L’African Union Electoral Observation Mission (AUEOM), la SADC Electoral Commissions Forum et la Francophonie Election Observation ont, elles aussi, présenté leurs rapports félicitant l’ESC et le pays pour le bon déroulé des élections générales.

L’AUEOM salue les officiers de l’ordre très présents et discrets dans les centres de vote. La Dr Speciosa Wandira Kazibwe, ex-vice président de la République de l’Ouganda, président de l’African Union Panel of the Wise et Head of African Union Electoral Observation Mission to the Republic of Mauritius, a néanmoins identifié quelques lacunes et demande aux autorités d’agir. “Nous avons constaté que quelques représentants de partis politiques n’ont pas eu le droit de vérifier si les boîtes étaient bien scellées ou pas. Nous demandons aussi à l’État d’amender la loi pour encourager plus de femmes à participer aux élections.” Elle soutient, par ailleurs, qu’il serait plus avantageux de faire le dépouillement des bulletins de vote le jour des élections même, et d’utiliser des stylos à encre indélébile.

Pour Glen Mashinini, Head of the Electoral Commissions Forum and SADC Countries Election Observation Mission to the Republic of Mauritius, le challenge de ces élections était que “l’EC n’avait que 30 jours, soit une des plus courtes échéances, pour organiser des élections, que des Returning Officers se sont désistés à la dernière minute et que les collèges n’étaient pas disponibles à cause du clash avec les examens.” Il a aussi fait état de leurs appréhensions et de celles des différents stakeholders quant à l’impartialité de la chaîne nationale durant ces élections.

À cet effet, il recommande la mise en place d’un code d’éthique pour les journalistes. L’Electoral Commissions Forum a aussi salué l’ECM pour l’utilisation des réseaux sociaux afin de toucher un maximum de votants, les facilités mises en place pour permettre aux employés de voter durant leurs heures de travail, ainsi que la disponibilité et la rapidité des statistiques fournies à chaud par les officiers de l’ESC. “Des good pratiques pour la région”, dit-il.

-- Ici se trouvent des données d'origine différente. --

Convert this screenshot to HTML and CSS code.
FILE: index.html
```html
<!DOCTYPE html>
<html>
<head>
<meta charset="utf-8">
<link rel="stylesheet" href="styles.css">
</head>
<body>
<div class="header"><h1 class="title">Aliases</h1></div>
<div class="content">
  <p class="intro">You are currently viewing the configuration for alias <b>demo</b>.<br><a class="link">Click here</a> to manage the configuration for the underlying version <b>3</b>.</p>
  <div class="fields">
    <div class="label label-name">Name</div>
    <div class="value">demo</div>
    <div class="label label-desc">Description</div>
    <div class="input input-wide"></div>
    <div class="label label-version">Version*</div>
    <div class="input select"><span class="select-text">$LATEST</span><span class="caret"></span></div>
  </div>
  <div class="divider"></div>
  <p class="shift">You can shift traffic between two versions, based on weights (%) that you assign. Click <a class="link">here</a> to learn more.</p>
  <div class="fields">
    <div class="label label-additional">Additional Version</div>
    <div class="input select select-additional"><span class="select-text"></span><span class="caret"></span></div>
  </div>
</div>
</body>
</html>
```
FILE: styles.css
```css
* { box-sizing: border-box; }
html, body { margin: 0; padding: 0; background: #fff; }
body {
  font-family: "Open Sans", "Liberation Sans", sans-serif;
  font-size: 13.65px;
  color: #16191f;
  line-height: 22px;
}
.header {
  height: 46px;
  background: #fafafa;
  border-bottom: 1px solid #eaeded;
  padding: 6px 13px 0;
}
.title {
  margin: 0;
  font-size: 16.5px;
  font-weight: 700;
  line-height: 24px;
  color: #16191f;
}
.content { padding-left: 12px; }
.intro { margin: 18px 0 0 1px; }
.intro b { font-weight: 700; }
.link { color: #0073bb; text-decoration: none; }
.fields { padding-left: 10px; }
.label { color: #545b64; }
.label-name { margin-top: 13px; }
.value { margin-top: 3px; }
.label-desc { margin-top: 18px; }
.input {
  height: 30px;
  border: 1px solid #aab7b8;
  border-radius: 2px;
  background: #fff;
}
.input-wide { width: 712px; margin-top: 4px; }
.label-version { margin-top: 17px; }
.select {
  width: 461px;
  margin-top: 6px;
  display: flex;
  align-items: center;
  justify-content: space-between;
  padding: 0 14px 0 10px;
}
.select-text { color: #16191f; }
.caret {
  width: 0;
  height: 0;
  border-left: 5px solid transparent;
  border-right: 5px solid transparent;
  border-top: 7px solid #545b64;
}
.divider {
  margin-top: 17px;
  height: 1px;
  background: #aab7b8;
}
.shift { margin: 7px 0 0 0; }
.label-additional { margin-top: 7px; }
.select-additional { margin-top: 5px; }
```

Mohamed Aujjard, ancien ministre de la Justice du Maroc et Head de la Francophonie Election Observation Mission, a vivement salué “la fiabilité, transparence et crédibilité” de ces élections et de l’ESC. Un exemple à suivre dans la région, dit-il. Les observateurs vivement pris à partie par des citoyens

Les chefs de mission des différentes observations électorales ont été pris à partie, hier, lors de la présentation des rapports sur le déroulé des élections. Quelques représentants de la société civile et du parti écosocialiste Rezistans ek Alternativ (ReA), qui se trouvaient dans la salle, ont fait une virulente sortie sur la question de la déclaration ethnique et des candidatures rejetées. Un dérapage gênant, néanmoins très bien géré par les représentants de la SADC qui ont gentiment ramené à l’ordre les protestataires.

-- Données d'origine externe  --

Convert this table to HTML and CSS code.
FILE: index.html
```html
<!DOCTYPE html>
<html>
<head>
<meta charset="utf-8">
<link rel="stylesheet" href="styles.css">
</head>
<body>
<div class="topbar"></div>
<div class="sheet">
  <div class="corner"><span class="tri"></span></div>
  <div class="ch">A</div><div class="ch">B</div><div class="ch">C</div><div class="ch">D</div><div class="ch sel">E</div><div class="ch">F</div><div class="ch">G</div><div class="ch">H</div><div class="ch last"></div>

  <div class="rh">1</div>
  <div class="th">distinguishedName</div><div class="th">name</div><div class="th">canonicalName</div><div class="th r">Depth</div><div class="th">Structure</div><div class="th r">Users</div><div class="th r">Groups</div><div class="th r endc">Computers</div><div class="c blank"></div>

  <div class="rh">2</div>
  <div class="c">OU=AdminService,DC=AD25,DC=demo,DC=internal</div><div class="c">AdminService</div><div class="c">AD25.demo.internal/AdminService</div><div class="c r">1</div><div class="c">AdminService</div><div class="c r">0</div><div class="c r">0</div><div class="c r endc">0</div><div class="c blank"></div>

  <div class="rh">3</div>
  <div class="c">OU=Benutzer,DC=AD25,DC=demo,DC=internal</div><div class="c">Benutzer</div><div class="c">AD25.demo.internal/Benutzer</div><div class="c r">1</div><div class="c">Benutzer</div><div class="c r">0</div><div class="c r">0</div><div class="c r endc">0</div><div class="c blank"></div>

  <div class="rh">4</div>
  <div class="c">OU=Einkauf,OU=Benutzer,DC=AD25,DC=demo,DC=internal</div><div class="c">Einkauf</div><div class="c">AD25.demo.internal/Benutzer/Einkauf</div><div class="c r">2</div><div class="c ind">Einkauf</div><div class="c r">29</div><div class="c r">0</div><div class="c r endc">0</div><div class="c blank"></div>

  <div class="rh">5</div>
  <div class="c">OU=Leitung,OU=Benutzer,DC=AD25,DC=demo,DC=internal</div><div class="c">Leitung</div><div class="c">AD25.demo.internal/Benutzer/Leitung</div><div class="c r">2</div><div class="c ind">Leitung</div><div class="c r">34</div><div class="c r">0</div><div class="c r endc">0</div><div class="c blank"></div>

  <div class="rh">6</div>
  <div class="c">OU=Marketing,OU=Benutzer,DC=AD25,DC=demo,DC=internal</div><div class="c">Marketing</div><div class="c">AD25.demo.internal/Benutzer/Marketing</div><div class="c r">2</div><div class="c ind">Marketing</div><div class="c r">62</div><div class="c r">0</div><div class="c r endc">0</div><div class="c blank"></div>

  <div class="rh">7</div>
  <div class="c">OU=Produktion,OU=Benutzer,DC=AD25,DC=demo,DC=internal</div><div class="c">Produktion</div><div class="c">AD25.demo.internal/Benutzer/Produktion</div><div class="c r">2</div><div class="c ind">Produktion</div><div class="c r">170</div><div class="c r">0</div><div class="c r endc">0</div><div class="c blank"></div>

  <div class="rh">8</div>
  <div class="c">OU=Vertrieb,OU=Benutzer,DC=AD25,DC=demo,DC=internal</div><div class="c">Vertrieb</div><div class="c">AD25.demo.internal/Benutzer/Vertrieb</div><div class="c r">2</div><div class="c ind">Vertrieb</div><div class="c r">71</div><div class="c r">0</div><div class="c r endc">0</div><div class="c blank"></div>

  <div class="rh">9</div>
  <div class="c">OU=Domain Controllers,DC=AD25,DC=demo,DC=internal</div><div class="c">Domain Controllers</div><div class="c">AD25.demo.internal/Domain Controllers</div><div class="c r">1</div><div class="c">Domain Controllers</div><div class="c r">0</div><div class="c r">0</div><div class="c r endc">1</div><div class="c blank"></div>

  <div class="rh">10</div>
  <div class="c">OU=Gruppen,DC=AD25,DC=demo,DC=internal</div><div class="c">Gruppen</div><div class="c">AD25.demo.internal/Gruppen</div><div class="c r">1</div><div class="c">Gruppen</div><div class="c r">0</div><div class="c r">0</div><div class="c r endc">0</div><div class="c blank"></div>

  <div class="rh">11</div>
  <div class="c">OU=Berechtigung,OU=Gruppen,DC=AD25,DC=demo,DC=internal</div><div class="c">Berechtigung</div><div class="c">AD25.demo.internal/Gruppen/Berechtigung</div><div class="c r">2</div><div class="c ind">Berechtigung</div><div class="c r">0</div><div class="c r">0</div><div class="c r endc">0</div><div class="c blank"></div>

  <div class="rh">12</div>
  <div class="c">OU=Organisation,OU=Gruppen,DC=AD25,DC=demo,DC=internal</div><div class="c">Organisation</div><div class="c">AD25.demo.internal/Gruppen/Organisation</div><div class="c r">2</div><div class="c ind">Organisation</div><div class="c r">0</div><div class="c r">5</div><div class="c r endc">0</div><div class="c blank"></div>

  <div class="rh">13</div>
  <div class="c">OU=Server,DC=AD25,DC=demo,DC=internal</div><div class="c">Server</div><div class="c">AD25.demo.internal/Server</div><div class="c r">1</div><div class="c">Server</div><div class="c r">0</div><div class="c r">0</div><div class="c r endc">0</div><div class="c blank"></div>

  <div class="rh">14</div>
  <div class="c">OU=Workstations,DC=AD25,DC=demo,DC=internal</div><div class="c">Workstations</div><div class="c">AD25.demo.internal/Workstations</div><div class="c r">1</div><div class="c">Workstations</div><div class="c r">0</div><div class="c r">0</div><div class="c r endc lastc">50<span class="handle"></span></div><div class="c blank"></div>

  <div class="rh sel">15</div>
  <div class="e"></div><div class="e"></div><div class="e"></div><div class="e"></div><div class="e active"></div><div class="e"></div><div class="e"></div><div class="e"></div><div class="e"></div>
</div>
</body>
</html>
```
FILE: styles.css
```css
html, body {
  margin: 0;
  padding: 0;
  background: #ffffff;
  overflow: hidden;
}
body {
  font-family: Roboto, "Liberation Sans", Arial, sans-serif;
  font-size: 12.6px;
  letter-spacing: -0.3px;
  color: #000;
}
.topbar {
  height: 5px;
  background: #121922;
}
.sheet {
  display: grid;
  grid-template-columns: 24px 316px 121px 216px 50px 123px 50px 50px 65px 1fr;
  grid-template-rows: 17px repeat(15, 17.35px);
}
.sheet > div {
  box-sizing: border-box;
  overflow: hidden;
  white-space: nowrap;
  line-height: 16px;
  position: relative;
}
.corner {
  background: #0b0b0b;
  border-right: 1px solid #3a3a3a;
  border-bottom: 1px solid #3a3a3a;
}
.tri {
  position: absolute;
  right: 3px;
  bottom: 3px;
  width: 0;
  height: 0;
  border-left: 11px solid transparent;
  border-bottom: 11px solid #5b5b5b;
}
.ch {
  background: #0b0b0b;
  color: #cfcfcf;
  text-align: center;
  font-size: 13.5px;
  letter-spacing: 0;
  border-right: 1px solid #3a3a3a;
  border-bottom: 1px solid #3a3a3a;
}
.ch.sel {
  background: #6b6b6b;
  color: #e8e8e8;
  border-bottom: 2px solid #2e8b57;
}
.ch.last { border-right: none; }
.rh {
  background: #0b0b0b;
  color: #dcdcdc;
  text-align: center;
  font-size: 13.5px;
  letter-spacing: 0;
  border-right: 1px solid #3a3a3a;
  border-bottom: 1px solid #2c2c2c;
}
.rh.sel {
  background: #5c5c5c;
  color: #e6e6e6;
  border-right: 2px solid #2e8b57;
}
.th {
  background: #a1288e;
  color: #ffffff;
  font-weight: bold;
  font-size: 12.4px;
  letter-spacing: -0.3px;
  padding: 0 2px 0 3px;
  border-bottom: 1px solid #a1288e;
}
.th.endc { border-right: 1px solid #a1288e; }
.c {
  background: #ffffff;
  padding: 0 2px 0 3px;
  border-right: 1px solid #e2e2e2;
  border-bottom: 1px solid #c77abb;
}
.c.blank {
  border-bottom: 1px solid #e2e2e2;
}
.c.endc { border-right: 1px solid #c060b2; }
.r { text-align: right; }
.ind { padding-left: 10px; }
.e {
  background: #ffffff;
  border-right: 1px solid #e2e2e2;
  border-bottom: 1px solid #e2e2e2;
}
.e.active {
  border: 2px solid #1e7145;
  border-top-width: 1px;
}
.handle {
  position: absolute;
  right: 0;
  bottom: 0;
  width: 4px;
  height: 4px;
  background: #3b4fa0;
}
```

Lors du Questions Time, Kashmira Banee, membre de ReA, a vivement commenté le rapport émis par la SADC remettant en question le “free and fairness” de ces élections, étant donné que plusieurs candidatures ont été rejetées, dont celles de ReA. Une question à laquelle les représentants de la SEOM, AUEOM et de la SADC Electoral Commissions Forum ont tenté de répondre calmement, sauf que les esprits se sont vite échauffés du côté des protestataires qui n’ont pas hésité à dire tout haut ce qu’ils pensaient du gouvernement et du verdict de ces observateurs politiques.

Une situation que les observateurs politiques ont tenté de maîtriser dans le calme face à un groupuscule visiblement en colère, parlant de plus en plus fort. “La loi est la loi et que vous ayez décidé de ne pas déclarer votre groupe ethnique est avant tout votre choix personnel. Nous, nous ne faisons que des recommandations selon nos observations, et selon les guidelines de la SADC et de la législation du pays. Nous n’avons pas la prérogative pour juger ou résoudre les problèmes internes du pays.

Et nous ne devons pas, en tant qu’observateurs, arbitrer des débats”, a rétorqué Glen Mashinini. Malgré les nombreuses tentatives de calmer les esprits des protestataires, les représentants de la SADC ont été contraints d’expulser l’un d’eux de la salle, nommément Jeff Lingaya. “En tout cas, vous ne représentez pas l’île Maurice que nous avons pu voir durant ces derniers jours”, a ajouté le Dr Speciosa Wandira Kazibwe, très agacé.